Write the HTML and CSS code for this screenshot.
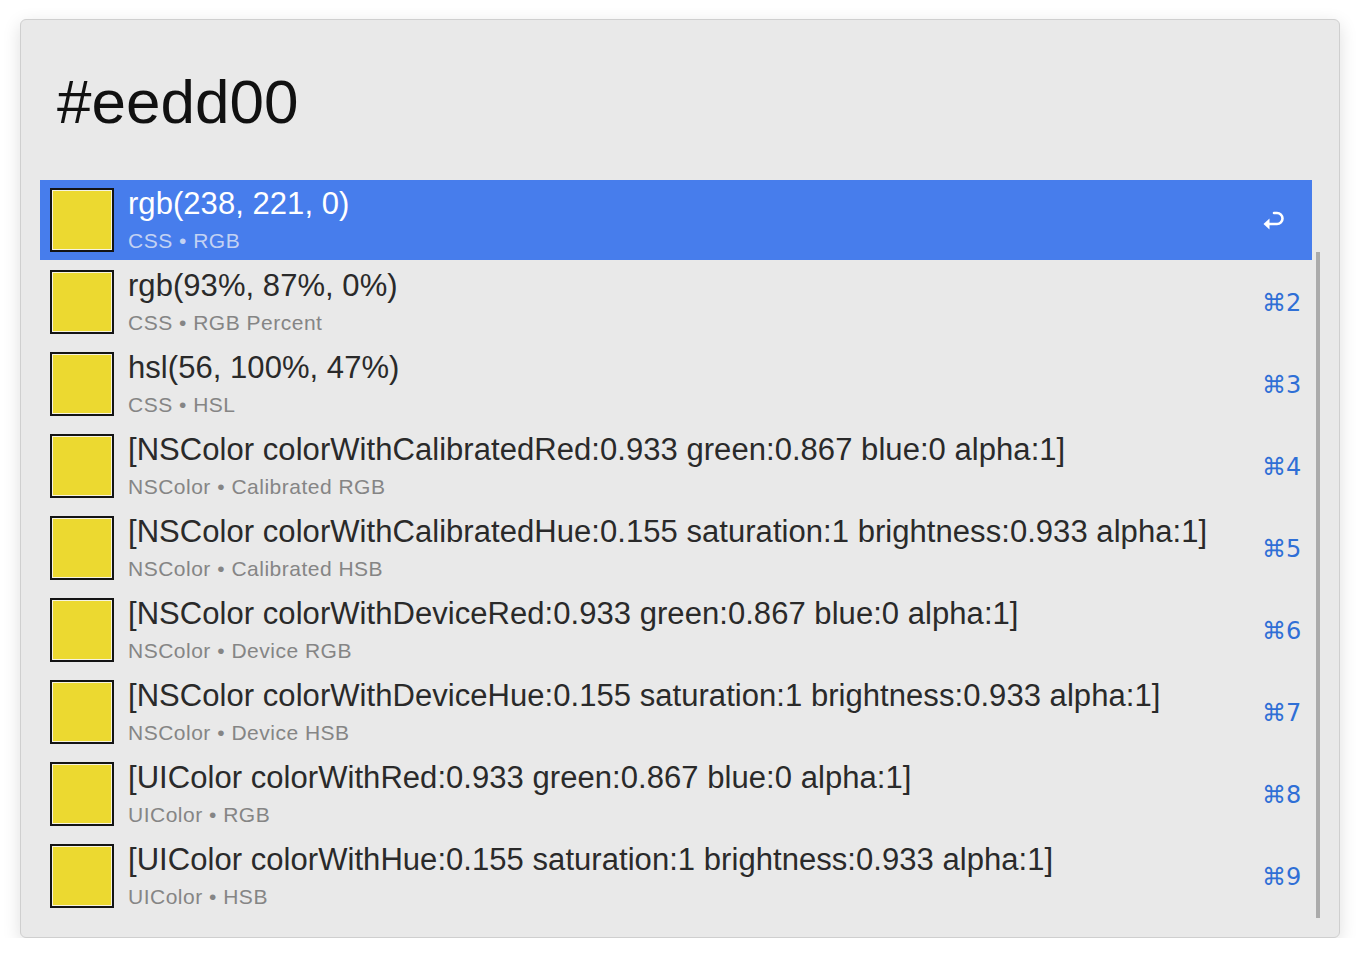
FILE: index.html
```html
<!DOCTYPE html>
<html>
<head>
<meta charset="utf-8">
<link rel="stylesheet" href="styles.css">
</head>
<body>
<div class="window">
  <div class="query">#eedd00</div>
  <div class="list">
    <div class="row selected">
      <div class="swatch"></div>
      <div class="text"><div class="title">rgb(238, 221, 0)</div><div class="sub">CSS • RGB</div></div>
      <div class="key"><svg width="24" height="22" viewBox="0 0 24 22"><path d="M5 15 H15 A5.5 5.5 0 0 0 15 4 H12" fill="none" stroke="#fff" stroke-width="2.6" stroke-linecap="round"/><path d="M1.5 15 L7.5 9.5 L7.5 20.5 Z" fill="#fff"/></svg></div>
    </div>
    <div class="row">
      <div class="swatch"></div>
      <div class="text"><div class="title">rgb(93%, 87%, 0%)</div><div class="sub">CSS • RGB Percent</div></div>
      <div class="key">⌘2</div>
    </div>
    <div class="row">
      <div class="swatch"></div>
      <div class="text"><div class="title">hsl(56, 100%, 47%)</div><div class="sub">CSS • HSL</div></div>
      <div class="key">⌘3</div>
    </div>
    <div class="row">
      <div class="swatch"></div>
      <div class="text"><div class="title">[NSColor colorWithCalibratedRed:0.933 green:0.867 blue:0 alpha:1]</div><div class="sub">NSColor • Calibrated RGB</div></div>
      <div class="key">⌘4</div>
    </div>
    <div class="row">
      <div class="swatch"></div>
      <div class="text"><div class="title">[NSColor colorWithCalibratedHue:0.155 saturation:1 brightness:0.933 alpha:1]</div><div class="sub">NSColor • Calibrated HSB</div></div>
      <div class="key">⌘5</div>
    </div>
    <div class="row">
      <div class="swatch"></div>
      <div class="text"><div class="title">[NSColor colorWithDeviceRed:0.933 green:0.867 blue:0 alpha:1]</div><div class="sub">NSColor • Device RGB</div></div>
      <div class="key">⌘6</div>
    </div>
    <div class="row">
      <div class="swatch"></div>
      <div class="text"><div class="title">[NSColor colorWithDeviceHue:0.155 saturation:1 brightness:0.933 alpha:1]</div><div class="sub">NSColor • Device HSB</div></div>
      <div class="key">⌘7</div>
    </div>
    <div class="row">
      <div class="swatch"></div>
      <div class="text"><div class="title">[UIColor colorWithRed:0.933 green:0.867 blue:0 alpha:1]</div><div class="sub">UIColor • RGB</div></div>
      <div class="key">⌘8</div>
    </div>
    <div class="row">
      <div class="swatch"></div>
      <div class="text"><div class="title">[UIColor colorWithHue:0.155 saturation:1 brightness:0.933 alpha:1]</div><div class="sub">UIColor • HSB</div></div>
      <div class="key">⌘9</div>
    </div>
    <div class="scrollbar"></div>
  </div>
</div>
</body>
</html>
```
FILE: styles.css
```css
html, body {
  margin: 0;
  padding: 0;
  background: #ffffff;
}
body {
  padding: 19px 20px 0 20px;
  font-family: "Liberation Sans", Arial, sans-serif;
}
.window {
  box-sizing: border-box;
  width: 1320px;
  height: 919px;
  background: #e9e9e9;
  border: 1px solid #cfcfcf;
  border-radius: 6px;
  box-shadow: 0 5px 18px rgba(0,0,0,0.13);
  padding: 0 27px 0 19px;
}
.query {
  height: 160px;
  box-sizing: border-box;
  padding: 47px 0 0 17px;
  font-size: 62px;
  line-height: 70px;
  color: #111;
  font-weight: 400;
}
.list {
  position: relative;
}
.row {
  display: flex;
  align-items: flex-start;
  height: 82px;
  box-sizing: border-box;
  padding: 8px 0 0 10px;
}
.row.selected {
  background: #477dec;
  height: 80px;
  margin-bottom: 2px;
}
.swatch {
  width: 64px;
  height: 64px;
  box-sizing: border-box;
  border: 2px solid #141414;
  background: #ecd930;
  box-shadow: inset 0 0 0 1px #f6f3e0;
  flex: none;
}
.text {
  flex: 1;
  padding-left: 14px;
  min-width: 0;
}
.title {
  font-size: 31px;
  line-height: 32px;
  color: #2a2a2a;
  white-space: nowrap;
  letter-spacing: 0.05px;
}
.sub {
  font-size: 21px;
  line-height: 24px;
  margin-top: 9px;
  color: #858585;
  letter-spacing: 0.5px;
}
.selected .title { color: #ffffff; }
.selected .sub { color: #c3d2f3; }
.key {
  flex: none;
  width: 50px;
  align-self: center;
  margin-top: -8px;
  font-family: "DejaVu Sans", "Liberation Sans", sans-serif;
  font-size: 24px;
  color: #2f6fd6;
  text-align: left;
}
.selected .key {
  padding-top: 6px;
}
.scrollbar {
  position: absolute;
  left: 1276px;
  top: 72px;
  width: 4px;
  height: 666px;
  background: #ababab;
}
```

────

## Written request
Please write out all the data again word for word, but not the pictures.

## Written response
Write the HTML and CSS code for this screenshot.
FILE: index.html
```html
<!DOCTYPE html>
<html>
<head>
<meta charset="utf-8">
<link rel="stylesheet" href="styles.css">
</head>
<body>
<div class="window">
  <div class="query">#eedd00</div>
  <div class="list">
    <div class="row selected">
      <div class="swatch"></div>
      <div class="text"><div class="title">rgb(238, 221, 0)</div><div class="sub">CSS • RGB</div></div>
      <div class="key"><svg width="24" height="22" viewBox="0 0 24 22"><path d="M5 15 H15 A5.5 5.5 0 0 0 15 4 H12" fill="none" stroke="#fff" stroke-width="2.6" stroke-linecap="round"/><path d="M1.5 15 L7.5 9.5 L7.5 20.5 Z" fill="#fff"/></svg></div>
    </div>
    <div class="row">
      <div class="swatch"></div>
      <div class="text"><div class="title">rgb(93%, 87%, 0%)</div><div class="sub">CSS • RGB Percent</div></div>
      <div class="key">⌘2</div>
    </div>
    <div class="row">
      <div class="swatch"></div>
      <div class="text"><div class="title">hsl(56, 100%, 47%)</div><div class="sub">CSS • HSL</div></div>
      <div class="key">⌘3</div>
    </div>
    <div class="row">
      <div class="swatch"></div>
      <div class="text"><div class="title">[NSColor colorWithCalibratedRed:0.933 green:0.867 blue:0 alpha:1]</div><div class="sub">NSColor • Calibrated RGB</div></div>
      <div class="key">⌘4</div>
    </div>
    <div class="row">
      <div class="swatch"></div>
      <div class="text"><div class="title">[NSColor colorWithCalibratedHue:0.155 saturation:1 brightness:0.933 alpha:1]</div><div class="sub">NSColor • Calibrated HSB</div></div>
      <div class="key">⌘5</div>
    </div>
    <div class="row">
      <div class="swatch"></div>
      <div class="text"><div class="title">[NSColor colorWithDeviceRed:0.933 green:0.867 blue:0 alpha:1]</div><div class="sub">NSColor • Device RGB</div></div>
      <div class="key">⌘6</div>
    </div>
    <div class="row">
      <div class="swatch"></div>
      <div class="text"><div class="title">[NSColor colorWithDeviceHue:0.155 saturation:1 brightness:0.933 alpha:1]</div><div class="sub">NSColor • Device HSB</div></div>
      <div class="key">⌘7</div>
    </div>
    <div class="row">
      <div class="swatch"></div>
      <div class="text"><div class="title">[UIColor colorWithRed:0.933 green:0.867 blue:0 alpha:1]</div><div class="sub">UIColor • RGB</div></div>
      <div class="key">⌘8</div>
    </div>
    <div class="row">
      <div class="swatch"></div>
      <div class="text"><div class="title">[UIColor colorWithHue:0.155 saturation:1 brightness:0.933 alpha:1]</div><div class="sub">UIColor • HSB</div></div>
      <div class="key">⌘9</div>
    </div>
    <div class="scrollbar"></div>
  </div>
</div>
</body>
</html>
```
FILE: styles.css
```css
html, body {
  margin: 0;
  padding: 0;
  background: #ffffff;
}
body {
  padding: 19px 20px 0 20px;
  font-family: "Liberation Sans", Arial, sans-serif;
}
.window {
  box-sizing: border-box;
  width: 1320px;
  height: 919px;
  background: #e9e9e9;
  border: 1px solid #cfcfcf;
  border-radius: 6px;
  box-shadow: 0 5px 18px rgba(0,0,0,0.13);
  padding: 0 27px 0 19px;
}
.query {
  height: 160px;
  box-sizing: border-box;
  padding: 47px 0 0 17px;
  font-size: 62px;
  line-height: 70px;
  color: #111;
  font-weight: 400;
}
.list {
  position: relative;
}
.row {
  display: flex;
  align-items: flex-start;
  height: 82px;
  box-sizing: border-box;
  padding: 8px 0 0 10px;
}
.row.selected {
  background: #477dec;
  height: 80px;
  margin-bottom: 2px;
}
.swatch {
  width: 64px;
  height: 64px;
  box-sizing: border-box;
  border: 2px solid #141414;
  background: #ecd930;
  box-shadow: inset 0 0 0 1px #f6f3e0;
  flex: none;
}
.text {
  flex: 1;
  padding-left: 14px;
  min-width: 0;
}
.title {
  font-size: 31px;
  line-height: 32px;
  color: #2a2a2a;
  white-space: nowrap;
  letter-spacing: 0.05px;
}
.sub {
  font-size: 21px;
  line-height: 24px;
  margin-top: 9px;
  color: #858585;
  letter-spacing: 0.5px;
}
.selected .title { color: #ffffff; }
.selected .sub { color: #c3d2f3; }
.key {
  flex: none;
  width: 50px;
  align-self: center;
  margin-top: -8px;
  font-family: "DejaVu Sans", "Liberation Sans", sans-serif;
  font-size: 24px;
  color: #2f6fd6;
  text-align: left;
}
.selected .key {
  padding-top: 6px;
}
.scrollbar {
  position: absolute;
  left: 1276px;
  top: 72px;
  width: 4px;
  height: 666px;
  background: #ababab;
}
```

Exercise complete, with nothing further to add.